Fr Cronin described Bishop Wright as a "shepherd [who had] wandered out into the mist" and called on his congregation not to "recriminate or throw stones". "Neither is it a time to lose our nerve in any way," he added.

Certainly, none of his congregation had lost their nerve about the validity of the celibacy law. Parishioners felt that under no circumstances should the rule be relaxed and provided a number of reasons why.

Tim Cox, 59, a commodity trader, said: "The fact that one man or several men or as many men as it takes make mistakes or don't come up to expectations doesn't mean to say the expectations shouldn't be there any more ... I don't personally feel that a married priest can give - what's the jargon phrase? - good, quality time to his parish."

Peter Hancock, 64, described himself as a "good, obedient" Catholic. "I'm totally in favour of priests and celibacy, totally opposed to the Pill and totally support the present Pope and his views," he said.
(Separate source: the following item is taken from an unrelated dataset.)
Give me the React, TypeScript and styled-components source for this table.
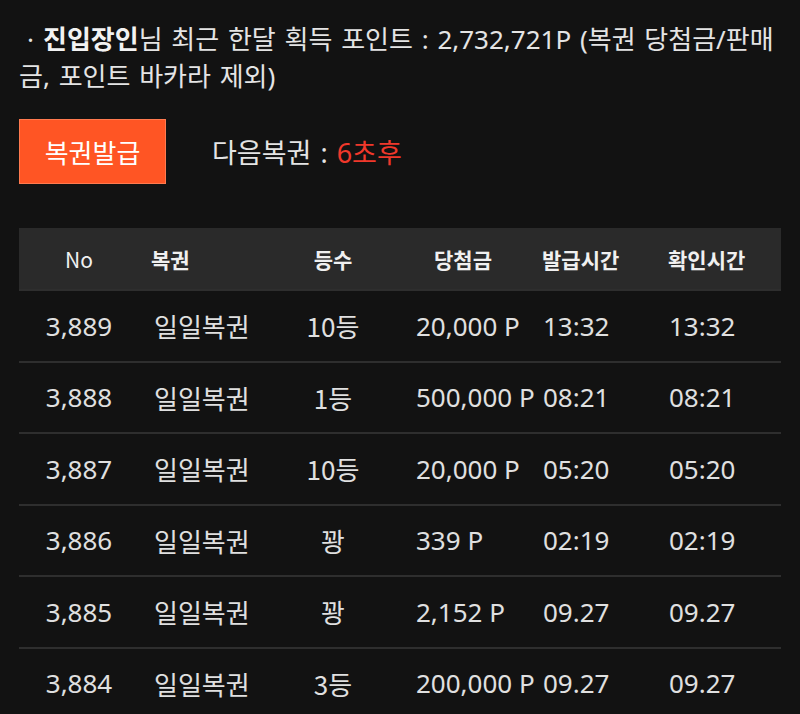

William Arbuckle, 36, believed Bishop Wright's case was an exception for which the church could not accept responsibility. "If one guy in the City decides to get into fraud you can't blacklist his whole family ... It's the same with politics. You can't hold a party responsible for one member's outspoken views. Likewise, the Catholic Church can't be held responsible for one person's actions."

Frances Ode-Sarpong, who is in her 40s, said celibacy was "a good way to surrender yourself to Christ". "He [Christ] never slept with anyone. If you want to follow his footsteps I think you have to be celibate. It's compulsory ... If you're weak you don't have to take up the priesthood. They know what they are letting themselves in for and they aren't forced to do it."

But a nun expressed her exasperation with the media furore, saying: "As soon as anybody falls it hits the headlines. Go and look at the thousands and thousands who don't."